The problem here is to find a subset $A \subset 2^\mathbb{R}$ and a limit point $p$ of $A$ such that no sequence in $A$ converges to $p$. Here, $2^\mathbb{R}$ is the product $\prod_{\lambda \in \mathbb{R}}\{0, 1\}$ equipped with the product topology.
I think I have an example for when $A$ is not countable. Suppose $A$ is the set of all points $(x_i)_{i \in \mathbb{R}}$ such $$ (x_i) = 1 \hspace{0.5cm} \text{ if } i \in \mathbb{Q} \text{ and } \hspace{0.5cm}(x_i) = 0 \text{ or } 1 \hspace{0.5cm} \text{ if } i \in \mathbb{R}\setminus\mathbb{Q}. $$ Consider the point $p \in 2^\mathbb{R}$ such that $$ p(i) = \begin{cases} 1 & \text{for all } i \in \{\pi + q \mid q \in \mathbb{Q} \}\\ 0 & \text{otherwise } \end{cases} $$ Here $p(i)$ indicates the $i$-th coordinate (where $i$ is a real number) of the point $p \in 2^\mathbb{R}$. $\pi$ was chosen randomly; I just needed some irrational.
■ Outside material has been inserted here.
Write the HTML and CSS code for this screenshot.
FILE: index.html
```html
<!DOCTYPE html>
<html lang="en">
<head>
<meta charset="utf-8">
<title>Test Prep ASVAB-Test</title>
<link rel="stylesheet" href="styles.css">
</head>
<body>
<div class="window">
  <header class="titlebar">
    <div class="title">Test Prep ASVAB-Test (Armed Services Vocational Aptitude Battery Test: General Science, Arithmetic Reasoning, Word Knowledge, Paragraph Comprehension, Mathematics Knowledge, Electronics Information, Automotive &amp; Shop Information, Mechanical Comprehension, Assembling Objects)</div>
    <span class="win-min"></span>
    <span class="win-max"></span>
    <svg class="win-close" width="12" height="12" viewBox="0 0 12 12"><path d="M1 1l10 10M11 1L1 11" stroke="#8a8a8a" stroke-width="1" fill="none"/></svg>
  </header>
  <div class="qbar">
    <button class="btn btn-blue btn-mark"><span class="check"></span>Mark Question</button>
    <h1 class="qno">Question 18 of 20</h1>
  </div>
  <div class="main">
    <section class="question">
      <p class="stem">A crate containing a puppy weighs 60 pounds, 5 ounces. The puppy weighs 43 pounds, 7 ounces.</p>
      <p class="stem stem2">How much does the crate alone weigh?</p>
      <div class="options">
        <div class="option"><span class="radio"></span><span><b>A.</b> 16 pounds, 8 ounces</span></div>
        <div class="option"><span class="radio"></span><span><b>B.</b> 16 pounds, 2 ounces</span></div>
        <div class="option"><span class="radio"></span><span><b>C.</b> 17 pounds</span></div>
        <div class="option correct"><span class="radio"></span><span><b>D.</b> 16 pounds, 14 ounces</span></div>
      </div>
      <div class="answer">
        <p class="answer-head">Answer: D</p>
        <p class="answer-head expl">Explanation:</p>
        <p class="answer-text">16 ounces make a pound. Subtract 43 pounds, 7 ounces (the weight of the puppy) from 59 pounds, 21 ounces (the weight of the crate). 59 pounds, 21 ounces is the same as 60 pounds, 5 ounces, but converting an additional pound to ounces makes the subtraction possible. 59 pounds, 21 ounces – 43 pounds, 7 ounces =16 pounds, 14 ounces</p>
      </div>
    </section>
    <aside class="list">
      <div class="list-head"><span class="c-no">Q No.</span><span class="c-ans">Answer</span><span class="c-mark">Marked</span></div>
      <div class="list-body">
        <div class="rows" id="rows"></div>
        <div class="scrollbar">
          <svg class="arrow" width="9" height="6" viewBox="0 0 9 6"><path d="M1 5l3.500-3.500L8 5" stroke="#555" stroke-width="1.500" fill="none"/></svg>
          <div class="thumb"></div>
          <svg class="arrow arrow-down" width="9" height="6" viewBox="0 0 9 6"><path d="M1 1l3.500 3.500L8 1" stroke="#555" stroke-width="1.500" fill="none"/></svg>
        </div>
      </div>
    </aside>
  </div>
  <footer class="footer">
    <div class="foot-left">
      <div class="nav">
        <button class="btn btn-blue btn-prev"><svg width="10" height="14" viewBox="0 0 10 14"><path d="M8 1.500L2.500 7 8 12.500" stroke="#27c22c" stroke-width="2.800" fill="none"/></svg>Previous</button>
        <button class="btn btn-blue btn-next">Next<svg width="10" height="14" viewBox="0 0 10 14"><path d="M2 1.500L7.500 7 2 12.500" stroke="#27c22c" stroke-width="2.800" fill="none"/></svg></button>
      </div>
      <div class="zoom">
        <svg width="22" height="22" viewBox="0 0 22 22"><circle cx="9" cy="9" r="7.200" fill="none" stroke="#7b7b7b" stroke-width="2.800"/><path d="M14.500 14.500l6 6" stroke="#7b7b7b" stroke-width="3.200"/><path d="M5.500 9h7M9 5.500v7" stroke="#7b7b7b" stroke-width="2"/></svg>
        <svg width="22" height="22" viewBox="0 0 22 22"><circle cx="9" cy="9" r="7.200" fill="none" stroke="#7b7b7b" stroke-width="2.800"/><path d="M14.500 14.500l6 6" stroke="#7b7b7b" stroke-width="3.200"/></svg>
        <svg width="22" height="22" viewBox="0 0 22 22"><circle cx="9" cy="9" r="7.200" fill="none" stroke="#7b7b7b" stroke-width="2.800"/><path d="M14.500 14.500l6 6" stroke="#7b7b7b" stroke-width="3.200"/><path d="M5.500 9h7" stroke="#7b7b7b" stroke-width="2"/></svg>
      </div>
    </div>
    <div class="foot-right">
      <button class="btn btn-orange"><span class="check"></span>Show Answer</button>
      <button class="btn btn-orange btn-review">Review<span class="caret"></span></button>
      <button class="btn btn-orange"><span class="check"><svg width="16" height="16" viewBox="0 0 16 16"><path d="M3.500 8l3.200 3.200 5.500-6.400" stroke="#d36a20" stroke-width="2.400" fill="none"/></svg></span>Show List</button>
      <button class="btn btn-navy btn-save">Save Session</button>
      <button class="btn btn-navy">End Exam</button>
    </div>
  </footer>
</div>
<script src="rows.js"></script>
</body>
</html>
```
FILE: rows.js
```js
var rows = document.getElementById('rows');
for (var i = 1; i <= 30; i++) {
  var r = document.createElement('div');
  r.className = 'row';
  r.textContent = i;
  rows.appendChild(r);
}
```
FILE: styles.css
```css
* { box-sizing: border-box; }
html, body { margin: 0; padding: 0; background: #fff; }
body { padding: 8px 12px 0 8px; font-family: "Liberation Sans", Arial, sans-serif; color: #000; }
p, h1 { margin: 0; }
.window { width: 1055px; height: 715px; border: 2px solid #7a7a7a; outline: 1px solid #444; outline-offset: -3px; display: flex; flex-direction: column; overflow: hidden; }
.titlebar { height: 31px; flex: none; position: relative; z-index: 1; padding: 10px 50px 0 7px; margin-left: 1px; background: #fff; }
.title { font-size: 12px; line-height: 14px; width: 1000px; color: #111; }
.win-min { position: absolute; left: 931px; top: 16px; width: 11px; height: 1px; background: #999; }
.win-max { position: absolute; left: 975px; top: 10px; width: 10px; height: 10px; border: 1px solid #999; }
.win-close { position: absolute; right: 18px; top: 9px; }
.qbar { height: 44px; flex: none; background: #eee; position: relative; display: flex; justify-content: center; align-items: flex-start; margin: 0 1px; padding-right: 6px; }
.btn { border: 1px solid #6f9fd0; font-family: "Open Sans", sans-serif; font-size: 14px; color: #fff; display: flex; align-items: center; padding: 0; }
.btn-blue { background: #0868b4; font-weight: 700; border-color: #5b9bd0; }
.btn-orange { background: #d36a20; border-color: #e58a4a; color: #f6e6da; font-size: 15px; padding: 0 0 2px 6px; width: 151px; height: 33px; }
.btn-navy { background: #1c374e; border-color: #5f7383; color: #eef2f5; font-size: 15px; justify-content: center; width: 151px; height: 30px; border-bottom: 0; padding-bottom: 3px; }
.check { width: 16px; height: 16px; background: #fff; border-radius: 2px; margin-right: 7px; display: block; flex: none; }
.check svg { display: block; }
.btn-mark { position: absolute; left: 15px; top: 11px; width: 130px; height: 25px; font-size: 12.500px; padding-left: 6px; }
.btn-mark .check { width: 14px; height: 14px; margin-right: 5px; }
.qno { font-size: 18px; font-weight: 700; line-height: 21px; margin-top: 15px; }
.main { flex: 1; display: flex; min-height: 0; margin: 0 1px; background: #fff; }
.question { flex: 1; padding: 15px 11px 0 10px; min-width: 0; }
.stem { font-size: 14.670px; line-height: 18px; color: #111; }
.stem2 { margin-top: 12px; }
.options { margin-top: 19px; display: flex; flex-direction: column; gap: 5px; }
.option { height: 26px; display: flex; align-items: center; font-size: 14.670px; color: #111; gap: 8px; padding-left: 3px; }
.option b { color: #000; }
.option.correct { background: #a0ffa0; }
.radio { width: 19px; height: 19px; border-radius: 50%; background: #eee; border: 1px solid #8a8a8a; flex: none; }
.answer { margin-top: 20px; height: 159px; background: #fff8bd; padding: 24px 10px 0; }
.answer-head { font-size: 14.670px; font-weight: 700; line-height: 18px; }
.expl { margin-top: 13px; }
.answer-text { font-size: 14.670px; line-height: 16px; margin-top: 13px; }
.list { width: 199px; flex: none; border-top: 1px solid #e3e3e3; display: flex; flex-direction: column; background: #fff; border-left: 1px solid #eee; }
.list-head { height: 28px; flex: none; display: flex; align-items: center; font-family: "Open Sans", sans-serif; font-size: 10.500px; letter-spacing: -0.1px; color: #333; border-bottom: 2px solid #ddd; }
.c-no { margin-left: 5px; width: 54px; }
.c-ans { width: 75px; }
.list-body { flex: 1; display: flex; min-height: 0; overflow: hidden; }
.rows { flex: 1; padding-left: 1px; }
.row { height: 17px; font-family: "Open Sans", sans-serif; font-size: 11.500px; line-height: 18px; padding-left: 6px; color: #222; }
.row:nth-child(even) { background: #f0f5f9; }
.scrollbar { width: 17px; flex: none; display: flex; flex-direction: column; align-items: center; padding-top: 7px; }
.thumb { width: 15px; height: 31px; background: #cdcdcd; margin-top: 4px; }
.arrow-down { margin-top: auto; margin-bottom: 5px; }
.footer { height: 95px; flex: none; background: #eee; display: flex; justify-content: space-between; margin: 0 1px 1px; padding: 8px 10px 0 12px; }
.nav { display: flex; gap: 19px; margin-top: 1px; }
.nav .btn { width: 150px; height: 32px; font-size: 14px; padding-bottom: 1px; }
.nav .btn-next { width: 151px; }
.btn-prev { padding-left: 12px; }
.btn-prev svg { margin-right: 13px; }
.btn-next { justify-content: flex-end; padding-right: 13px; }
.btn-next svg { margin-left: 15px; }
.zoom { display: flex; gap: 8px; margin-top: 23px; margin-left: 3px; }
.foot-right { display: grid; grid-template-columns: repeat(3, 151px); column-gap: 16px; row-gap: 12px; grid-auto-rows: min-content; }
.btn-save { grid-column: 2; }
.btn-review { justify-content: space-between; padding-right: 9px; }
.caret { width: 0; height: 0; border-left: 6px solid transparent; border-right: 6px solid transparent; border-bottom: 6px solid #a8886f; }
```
Now any open set of $p$ must be of the form $$ \{(x_i) \in 2^\mathbb{R} \mid x_{\pi + q_1} = x_{\pi + q_2} = \cdots = x_{\pi + q_n} =1 \text{ where } q_1, q_2, \dots, q_n \in \mathbb{Q}\} $$ which will always intersect $A$. Hence, $p$ is a limit point of $A$.
By a theorem in topology, if there exists a sequence of points in $A$ which converge to $p$, then $p \in \overline{A}$. And, I already proved that every open set in $2^X$ is closed for any $X$, so $A = \overline{A}$; however $p \not\in A$. Therefore there is no sequence.
My questions:
- Is my work correct?
- Is it possible to find an example for when $A$ is countable? I've tried but can't seem to find one that works. I think it's supposed to be possible.
For notational simplicity identify points in $2^\mathbb R$ with subsets of $\mathbb R$ in the natural way, i.e., identify a set with its characteristic function.
Let $A$ be the set of all $x\in2^\mathbb R$ such that (1) $x$ is the union of finitely many open intervals with rational endpoints and (2) the measure of $x$ is less than $1$.
Then $A$ is countable, and $\mathbb R$ is a limit point of $A$, but no sequence in $A$ converges to $\mathbb R$. (Each element of $A$ is a set of measure at most $1$; it follows from basic properties of Lebesgue measure that the limit of a sequence in $A$, if it exists, has measure at most $1$.)